On June 30, 1913, the dispute between Serbia and Bulgaria over Macedonian territory reached its boiling point. Serbia, inveterate Habsburg foe, declared war on Bulgaria; Turkey, Greece, and Rumania joined the Serbian side. The Second Balkan War had started.
Throughout the first week of July, General Conrad belabored the telephone from Vienna to Ischl on behalf of yet another ultimatum to be fired at Belgrade. From the Belgian North Sea resort of Blankenberghe, the Crown Prince was on the wire, roaring for prudence and caution. And a cold rain kept coming down on the Alps around Ischl. The Emperor felt triply beleaguered.
"Dearest Friend," said his letter brought by courier on July 9 from his Ischl residence to Frau Schratt's Villa Felicitas a mile away.
Dearest Friend:
Just a few lines to welcome you back at the Felicitas. I want to thank you from the bottom of my heart that you came here despite the inclement skies in order to cheer me up… Let me ask if I may visit you as usual at 7 A.M. No reply will signify that you expect me. Therefore I will report to you tomorrow by telephone if I can come by foot or if the weather will force me into a carriage. In the former case, please leave the small door unlocked. In glad expectation of a much longedfor reunion.
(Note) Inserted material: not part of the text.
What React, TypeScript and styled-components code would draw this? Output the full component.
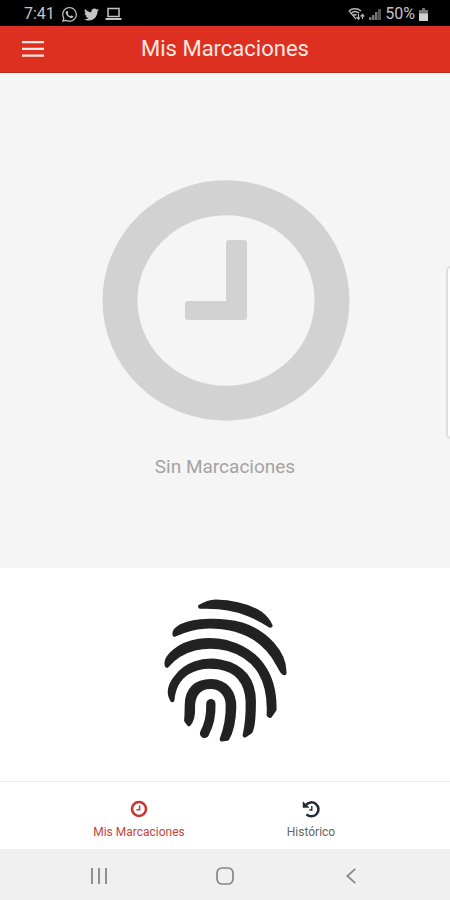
import React from "react";
import styled, { createGlobalStyle } from "styled-components";
import { FaWhatsapp, FaTwitter } from "react-icons/fa";

const GlobalStyle = createGlobalStyle`
  * { box-sizing: border-box; }
  body { margin: 0; background: #fff; font-family: Roboto, "Liberation Sans", sans-serif; }
  button { border: 0; padding: 0; background: none; font: inherit; color: inherit; cursor: pointer; }
  svg { display: block; }
`;

const Screen = styled.div`
  position: relative;
  display: flex;
  flex-direction: column;
  min-height: 100vh;
  overflow: hidden;
`;

const StatusBar = styled.div`
  display: flex;
  align-items: center;
  justify-content: space-between;
  height: 26px;
  padding: 2px 22px 0 24px;
  background: #000;
  color: #c4c4c4;
  font-size: 16px;
  line-height: 24px;
`;

const StatusGroup = styled.div<{ $gap: number }>`
  display: flex;
  align-items: center;
  gap: ${(p) => p.$gap}px;
`;

const Header = styled.header`
  display: grid;
  grid-template-columns: 66px 1fr 66px;
  align-items: center;
  height: 47px;
  background: #de3021;
  border-bottom: 1px solid #bd2a1e;
  color: #fbe9e4;
`;

const MenuButton = styled.button`
  display: flex;
  justify-content: center;
  padding: 12px 0;
`;

const Title = styled.h1`
  margin: 0;
  text-align: center;
  font-size: 22px;
  line-height: 28px;
  font-weight: 400;
`;

const EmptyState = styled.main`
  flex: 1;
  display: flex;
  flex-direction: column;
  align-items: center;
  gap: 34px;
  padding-top: 107px;
  background: #f5f5f5;
`;

const EmptyText = styled.p`
  margin: 0;
  color: #a3a3a3;
  font-size: 19px;
  line-height: 24px;
`;

const EdgePanel = styled.div`
  position: absolute;
  top: 266px;
  right: -8px;
  width: 12px;
  height: 173px;
  border: 2px solid #dedede;
  border-radius: 5px;
  background: #fff;
`;

const ScanArea = styled.section`
  display: flex;
  justify-content: center;
  padding: 31px 0 38px;
  background: #fff;
`;

const Tabs = styled.nav`
  display: flex;
  justify-content: center;
  height: 68px;
  padding: 0 53px;
  border-top: 1px solid #ebebeb;
  background: #fff;
`;

const Tab = styled.button<{ $active?: boolean }>`
  flex: 1;
  display: flex;
  flex-direction: column;
  align-items: center;
  gap: 6px;
  padding-top: 18px;
  color: ${(p) => (p.$active ? "#c4453d" : "#656565")};
  font-size: 12px;
  line-height: 16px;
`;

const SystemNav = styled.div`
  display: grid;
  grid-template-columns: repeat(3, 126px);
  justify-content: center;
  height: 51px;
  background: #f0f0f0;
  color: #878787;
`;

const NavButton = styled.button`
  display: flex;
  align-items: center;
  justify-content: center;
  padding-top: 2px;
`;

const LaptopIcon = () => (
  <svg width="17" height="14" viewBox="0 0 17 14" fill="none" stroke="currentColor" strokeWidth="1.5">
    <rect x="3" y="1.500" width="11" height="8" />
    <path d="M.5 12h16" strokeWidth="2" />
  </svg>
);

const WifiIcon = () => (
  <svg width="17" height="14" viewBox="0 0 17 14" fill="none" stroke="#b5b5b5" strokeWidth="1.500">
    <path d="M1 4C4 1 10 1 13 4M3 6.300c2.500-2.300 5.500-2.300 8 0M5 8.600c1.200-1.200 2.500-1.200 3.500-.3" />
    <path d="M1 4 8 12" strokeWidth="1.200" />
    <path d="M10.500 7v5m-2-2 2 2.400 1.500-2M14.500 12V7.500m-1.800 2 1.800-2 1.800 2" strokeWidth="1.200" />
  </svg>
);

const SignalIcon = () => (
  <svg width="12" height="13" viewBox="0 0 12 13" fill="#757575">
    <path d="M0 9h2.500v3H0zM3 7h2.500v5H3zM6 4h2.500v8H6z" />
    <path d="M9 1h3v11H9z" fill="#555" />
  </svg>
);

const BatteryIcon = () => (
  <svg width="9" height="13" viewBox="0 0 9 13">
    <path d="M3 0h3v2h3v4H0V2h3z" fill="#777" />
    <path d="M0 5.500h9V13H0z" fill="#d0d0d0" />
  </svg>
);

const MenuIcon = () => (
  <svg width="22" height="16" viewBox="0 0 22 16" fill="currentColor">
    <path d="M0 0h22v2.300H0zM0 6.700h22V9H0zM0 13.500h22v2.300H0z" />
  </svg>
);

const LargeClock = () => (
  <svg width="250" height="241" viewBox="0 0 250 241" aria-hidden="true">
    <ellipse cx="126" cy="120.500" rx="106" ry="102.700" fill="none" stroke="#d2d2d2" strokeWidth="35" />
    <path
      d="M129 60h15q3 0 3 3v74q0 3-3 3H88q-3 0-3-3v-13q0-3 3-3h38V63q0-3 3-3z"
      fill="#d2d2d2"
    />
  </svg>
);

const Fingerprint = () => (
  <svg
    width="125"
    height="144"
    viewBox="54 42 374 433"
    fill="#222"
    stroke="#222"
    strokeWidth="13"
    strokeLinejoin="round"
    strokeLinecap="round"
  >
    <path d="M165 65Q187 51 212 50C270 52 315 66 345 85Q368 103 376 122C325 89 275 70 220 66Q190 64 165 65Z" />
    <path d="M88 149C86 138 95 131 108 124C150 104 230 103 290 119C363 142 420 205 418 265C411 264 408 253 401 241C374 188 334 152 271 134C205 119 150 120 88 149Z" />
    <path d="M65 242C60 226 71 213 88 199C130 165 190 160 245 172C333 195 390 262 388 374L375 393L371 391C377 288 337 216 247 191C180 176 112 188 65 242Z" />
    <path d="M81 346C68 325 73 302 93 277C120 240 170 221 225 230C297 243 326 290 326 350C326 400 324 430 315 442L299 452C306 420 309 390 308 350C305 290 277 256 220 247C150 237 88 266 81 346Z" />
    <path d="M123 407C125 392 124 380 125 358C126 315 151 289 197 289C244 289 268 325 267 368C266 405 259 440 246 462L230 464C243 430 249 395 248 360C247 329 227 306 196 306C158 306 142 335 143 370C144 395 137 411 131 418Z" />
    <path d="M197 357C198 390 192 420 178 446" fill="none" strokeWidth="28" />
  </svg>
);

const ClockIcon = () => (
  <svg width="18" height="18" viewBox="0 0 18 18" fill="none" stroke="#c93630">
    <circle cx="9" cy="9" r="7" strokeWidth="2.600" />
    <path d="M9.600 5.500v4.300H6.500" strokeWidth="1.500" />
  </svg>
);

const HistoryIcon = () => (
  <svg width="18" height="18" viewBox="0 0 18 18" fill="none" stroke="#202a35">
    <path d="M3.800 5.200A7 7 0 1 1 4.500 14.300" strokeWidth="2.500" />
    <path d="M1 1.800v5.700h6z" fill="#202a35" strokeWidth=".5" />
    <path d="M9.800 6v4H7.300" strokeWidth="1.400" />
  </svg>
);

const RecentsIcon = () => (
  <svg width="16" height="16" viewBox="0 0 16 16" stroke="currentColor" strokeWidth="1.800">
    <path d="M1 0v16M8 0v16M15 0v16" />
  </svg>
);

const HomeIcon = () => (
  <svg width="18" height="18" viewBox="0 0 18 18" fill="none" stroke="currentColor" strokeWidth="1.700">
    <rect x="1" y="1" width="16" height="16" rx="5" />
  </svg>
);

const BackIcon = () => (
  <svg width="10" height="16" viewBox="0 0 10 16" fill="none" stroke="currentColor" strokeWidth="1.700">
    <path d="M9.300 .8 1.300 8l8 7.200" />
  </svg>
);

export default function App() {
  return (
    <>
      <GlobalStyle />
      <Screen>
        <StatusBar>
          <StatusGroup $gap={6}>
            <span>7:41</span>
            <FaWhatsapp size={17} />
            <FaTwitter size={15} />
            <LaptopIcon />
          </StatusGroup>
          <StatusGroup $gap={4}>
            <WifiIcon />
            <SignalIcon />
            <span>50%</span>
            <BatteryIcon />
          </StatusGroup>
        </StatusBar>
        <Header>
          <MenuButton aria-label="Menú">
            <MenuIcon />
          </MenuButton>
          <Title>Mis Marcaciones</Title>
        </Header>
        <EmptyState>
          <LargeClock />
          <EmptyText>Sin Marcaciones</EmptyText>
        </EmptyState>
        <ScanArea>
          <button aria-label="Marcar con huella">
            <Fingerprint />
          </button>
        </ScanArea>
        <Tabs>
          <Tab $active aria-current="page">
            <ClockIcon />
            <span>Mis Marcaciones</span>
          </Tab>
          <Tab>
            <HistoryIcon />
            <span>Histórico</span>
          </Tab>
        </Tabs>
        <SystemNav>
          <NavButton aria-label="Recientes">
            <RecentsIcon />
          </NavButton>
          <NavButton aria-label="Inicio">
            <HomeIcon />
          </NavButton>
          <NavButton aria-label="Atrás">
            <BackIcon />
          </NavButton>
        </SystemNav>
        <EdgePanel />
      </Screen>
    </>
  );
}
Loving you most deeply, Franz Joseph
He loved her most deeply, and never touched more than the woman's shoulder. Under clearing skies the air remained chill in Ischl; he walked without aides or surcoat to Frau Schratt's villa. Couriers brought him more bulletins from the Balkan War. The telephone ringing in his adjutant's office did not respect either the Alpine idyll in the window or an old gentleman's need for rest. Each day demanded another decision.